WHAT THE TASK REQUIRES: Of the lines below, count those containing the word "TypeScript". Reply with the number alone.

┄┄┄┄┄┄

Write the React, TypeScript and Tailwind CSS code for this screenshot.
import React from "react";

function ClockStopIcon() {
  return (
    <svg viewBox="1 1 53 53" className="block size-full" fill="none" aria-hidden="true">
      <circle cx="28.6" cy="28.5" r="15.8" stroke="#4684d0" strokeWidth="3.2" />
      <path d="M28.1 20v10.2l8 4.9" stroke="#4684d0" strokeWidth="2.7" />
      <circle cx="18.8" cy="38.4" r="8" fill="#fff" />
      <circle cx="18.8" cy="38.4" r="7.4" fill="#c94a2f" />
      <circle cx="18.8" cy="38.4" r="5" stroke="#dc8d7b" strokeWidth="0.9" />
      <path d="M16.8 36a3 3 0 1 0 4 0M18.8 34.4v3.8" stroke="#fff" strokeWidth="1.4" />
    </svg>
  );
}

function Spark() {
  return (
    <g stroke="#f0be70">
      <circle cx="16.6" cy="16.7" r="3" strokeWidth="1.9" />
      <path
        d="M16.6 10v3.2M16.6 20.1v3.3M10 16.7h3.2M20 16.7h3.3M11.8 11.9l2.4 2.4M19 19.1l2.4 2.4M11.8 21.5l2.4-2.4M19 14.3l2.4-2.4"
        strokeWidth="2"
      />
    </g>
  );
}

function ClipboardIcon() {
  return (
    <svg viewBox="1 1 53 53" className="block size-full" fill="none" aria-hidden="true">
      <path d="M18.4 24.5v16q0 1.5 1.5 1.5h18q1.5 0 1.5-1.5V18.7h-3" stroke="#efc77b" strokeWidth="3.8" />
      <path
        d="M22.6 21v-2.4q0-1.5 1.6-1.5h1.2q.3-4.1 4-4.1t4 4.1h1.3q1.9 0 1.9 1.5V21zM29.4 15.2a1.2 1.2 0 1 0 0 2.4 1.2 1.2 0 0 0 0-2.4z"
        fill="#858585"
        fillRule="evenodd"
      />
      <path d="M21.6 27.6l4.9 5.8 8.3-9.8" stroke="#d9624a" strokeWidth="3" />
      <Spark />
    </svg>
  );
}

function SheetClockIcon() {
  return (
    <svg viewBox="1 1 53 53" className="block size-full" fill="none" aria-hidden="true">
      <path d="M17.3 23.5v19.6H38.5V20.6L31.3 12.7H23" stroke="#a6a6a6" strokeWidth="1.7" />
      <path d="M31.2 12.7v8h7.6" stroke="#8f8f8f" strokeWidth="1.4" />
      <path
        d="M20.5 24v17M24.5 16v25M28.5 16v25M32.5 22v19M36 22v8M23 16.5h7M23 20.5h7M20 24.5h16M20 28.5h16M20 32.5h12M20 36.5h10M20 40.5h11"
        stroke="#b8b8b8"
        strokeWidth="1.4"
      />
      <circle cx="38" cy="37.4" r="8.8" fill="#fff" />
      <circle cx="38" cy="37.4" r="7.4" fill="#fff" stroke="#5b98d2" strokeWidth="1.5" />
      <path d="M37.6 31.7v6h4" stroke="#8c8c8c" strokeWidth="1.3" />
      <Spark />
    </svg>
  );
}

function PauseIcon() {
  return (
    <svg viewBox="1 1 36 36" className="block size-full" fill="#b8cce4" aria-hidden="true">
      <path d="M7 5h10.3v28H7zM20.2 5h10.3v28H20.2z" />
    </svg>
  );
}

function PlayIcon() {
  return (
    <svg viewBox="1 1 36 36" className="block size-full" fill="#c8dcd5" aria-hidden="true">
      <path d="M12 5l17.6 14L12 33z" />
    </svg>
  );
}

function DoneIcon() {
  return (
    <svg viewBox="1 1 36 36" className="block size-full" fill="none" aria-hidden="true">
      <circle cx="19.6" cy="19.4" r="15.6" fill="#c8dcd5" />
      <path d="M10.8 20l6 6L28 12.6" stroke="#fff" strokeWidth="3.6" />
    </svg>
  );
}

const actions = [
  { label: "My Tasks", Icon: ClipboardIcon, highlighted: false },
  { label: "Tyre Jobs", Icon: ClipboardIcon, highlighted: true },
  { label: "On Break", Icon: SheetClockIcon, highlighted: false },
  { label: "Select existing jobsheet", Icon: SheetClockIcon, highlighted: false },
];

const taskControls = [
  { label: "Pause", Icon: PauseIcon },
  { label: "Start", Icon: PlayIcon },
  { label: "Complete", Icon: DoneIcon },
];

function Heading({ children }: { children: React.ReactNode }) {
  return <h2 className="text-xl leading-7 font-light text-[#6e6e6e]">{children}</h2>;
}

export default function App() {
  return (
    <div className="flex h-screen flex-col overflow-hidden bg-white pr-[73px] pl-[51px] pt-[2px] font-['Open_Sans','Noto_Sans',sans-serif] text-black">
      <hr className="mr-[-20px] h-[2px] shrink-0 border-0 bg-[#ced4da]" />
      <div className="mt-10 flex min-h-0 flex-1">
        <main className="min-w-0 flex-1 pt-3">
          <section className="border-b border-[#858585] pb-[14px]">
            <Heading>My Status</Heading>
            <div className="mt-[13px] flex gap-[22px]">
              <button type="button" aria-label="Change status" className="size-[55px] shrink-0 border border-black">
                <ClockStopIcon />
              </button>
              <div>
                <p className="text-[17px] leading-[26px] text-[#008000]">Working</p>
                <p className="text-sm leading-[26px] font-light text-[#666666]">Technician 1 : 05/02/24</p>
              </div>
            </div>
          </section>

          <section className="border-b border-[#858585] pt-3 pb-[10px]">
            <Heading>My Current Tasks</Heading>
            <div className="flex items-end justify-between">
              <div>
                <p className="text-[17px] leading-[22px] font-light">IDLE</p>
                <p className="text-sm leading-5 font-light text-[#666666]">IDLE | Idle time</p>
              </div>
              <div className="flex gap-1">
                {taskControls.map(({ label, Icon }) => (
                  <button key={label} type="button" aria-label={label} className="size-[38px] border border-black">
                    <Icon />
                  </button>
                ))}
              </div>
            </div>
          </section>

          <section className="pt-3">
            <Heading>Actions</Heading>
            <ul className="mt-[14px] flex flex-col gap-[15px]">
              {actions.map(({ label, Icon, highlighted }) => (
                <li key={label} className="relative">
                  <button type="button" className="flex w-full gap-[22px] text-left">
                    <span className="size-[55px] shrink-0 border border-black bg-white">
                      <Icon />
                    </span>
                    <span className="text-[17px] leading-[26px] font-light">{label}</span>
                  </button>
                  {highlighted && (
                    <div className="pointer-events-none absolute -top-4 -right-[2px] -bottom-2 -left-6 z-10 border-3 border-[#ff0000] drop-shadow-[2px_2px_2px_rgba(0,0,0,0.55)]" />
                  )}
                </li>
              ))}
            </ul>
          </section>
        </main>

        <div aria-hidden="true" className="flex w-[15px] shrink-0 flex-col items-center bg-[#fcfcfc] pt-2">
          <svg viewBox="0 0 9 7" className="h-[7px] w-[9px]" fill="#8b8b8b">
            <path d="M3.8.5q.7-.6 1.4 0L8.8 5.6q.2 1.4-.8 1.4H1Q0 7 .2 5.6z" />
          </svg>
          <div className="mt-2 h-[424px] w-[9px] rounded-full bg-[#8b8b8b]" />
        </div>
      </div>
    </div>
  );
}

┄┄┄┄┄┄

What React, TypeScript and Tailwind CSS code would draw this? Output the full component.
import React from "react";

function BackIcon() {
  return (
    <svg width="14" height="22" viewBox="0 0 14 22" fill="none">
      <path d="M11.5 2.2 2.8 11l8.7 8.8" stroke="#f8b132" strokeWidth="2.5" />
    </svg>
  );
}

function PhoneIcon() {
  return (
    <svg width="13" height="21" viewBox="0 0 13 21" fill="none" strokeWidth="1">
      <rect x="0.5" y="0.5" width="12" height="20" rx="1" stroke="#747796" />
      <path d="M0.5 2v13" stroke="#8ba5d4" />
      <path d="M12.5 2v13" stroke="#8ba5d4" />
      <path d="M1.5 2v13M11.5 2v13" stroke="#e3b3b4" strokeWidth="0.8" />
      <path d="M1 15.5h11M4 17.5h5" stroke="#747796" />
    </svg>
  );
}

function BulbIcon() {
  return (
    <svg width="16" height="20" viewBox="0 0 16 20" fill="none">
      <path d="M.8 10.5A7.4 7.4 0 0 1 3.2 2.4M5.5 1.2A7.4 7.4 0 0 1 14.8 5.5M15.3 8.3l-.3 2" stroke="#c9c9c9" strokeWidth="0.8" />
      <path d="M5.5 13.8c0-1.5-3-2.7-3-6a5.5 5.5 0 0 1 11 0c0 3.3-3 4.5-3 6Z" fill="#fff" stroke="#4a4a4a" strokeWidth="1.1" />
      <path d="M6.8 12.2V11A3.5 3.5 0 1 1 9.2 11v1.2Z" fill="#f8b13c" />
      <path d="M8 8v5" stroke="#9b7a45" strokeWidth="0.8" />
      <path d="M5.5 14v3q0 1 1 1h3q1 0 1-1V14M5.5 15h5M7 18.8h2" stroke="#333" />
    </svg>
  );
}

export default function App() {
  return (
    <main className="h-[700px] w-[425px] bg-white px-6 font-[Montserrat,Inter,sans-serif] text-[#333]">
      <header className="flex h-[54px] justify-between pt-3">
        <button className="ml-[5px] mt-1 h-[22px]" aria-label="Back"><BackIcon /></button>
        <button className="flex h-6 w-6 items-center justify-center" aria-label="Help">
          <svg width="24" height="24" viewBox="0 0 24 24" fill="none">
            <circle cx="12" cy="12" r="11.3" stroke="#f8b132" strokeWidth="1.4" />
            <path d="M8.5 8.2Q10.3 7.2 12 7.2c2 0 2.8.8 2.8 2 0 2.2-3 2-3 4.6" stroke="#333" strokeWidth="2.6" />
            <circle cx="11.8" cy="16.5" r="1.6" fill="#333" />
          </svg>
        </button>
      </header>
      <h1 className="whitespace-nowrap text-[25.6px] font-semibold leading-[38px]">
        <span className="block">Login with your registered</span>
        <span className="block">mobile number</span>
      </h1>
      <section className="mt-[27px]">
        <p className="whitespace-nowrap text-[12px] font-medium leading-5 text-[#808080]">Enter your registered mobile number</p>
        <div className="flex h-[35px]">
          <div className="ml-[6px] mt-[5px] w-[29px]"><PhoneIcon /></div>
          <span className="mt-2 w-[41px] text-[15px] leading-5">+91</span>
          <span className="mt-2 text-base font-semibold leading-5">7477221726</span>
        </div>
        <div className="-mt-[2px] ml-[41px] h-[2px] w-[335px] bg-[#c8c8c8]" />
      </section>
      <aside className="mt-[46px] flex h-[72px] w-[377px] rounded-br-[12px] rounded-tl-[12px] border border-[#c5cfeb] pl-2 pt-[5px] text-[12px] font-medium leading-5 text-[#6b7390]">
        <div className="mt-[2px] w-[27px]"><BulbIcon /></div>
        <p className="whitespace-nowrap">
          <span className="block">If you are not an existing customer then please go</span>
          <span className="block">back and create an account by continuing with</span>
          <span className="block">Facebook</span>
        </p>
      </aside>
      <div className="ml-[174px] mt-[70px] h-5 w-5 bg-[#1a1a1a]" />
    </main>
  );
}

┄┄┄┄┄┄

FINISHED ANSWER: 2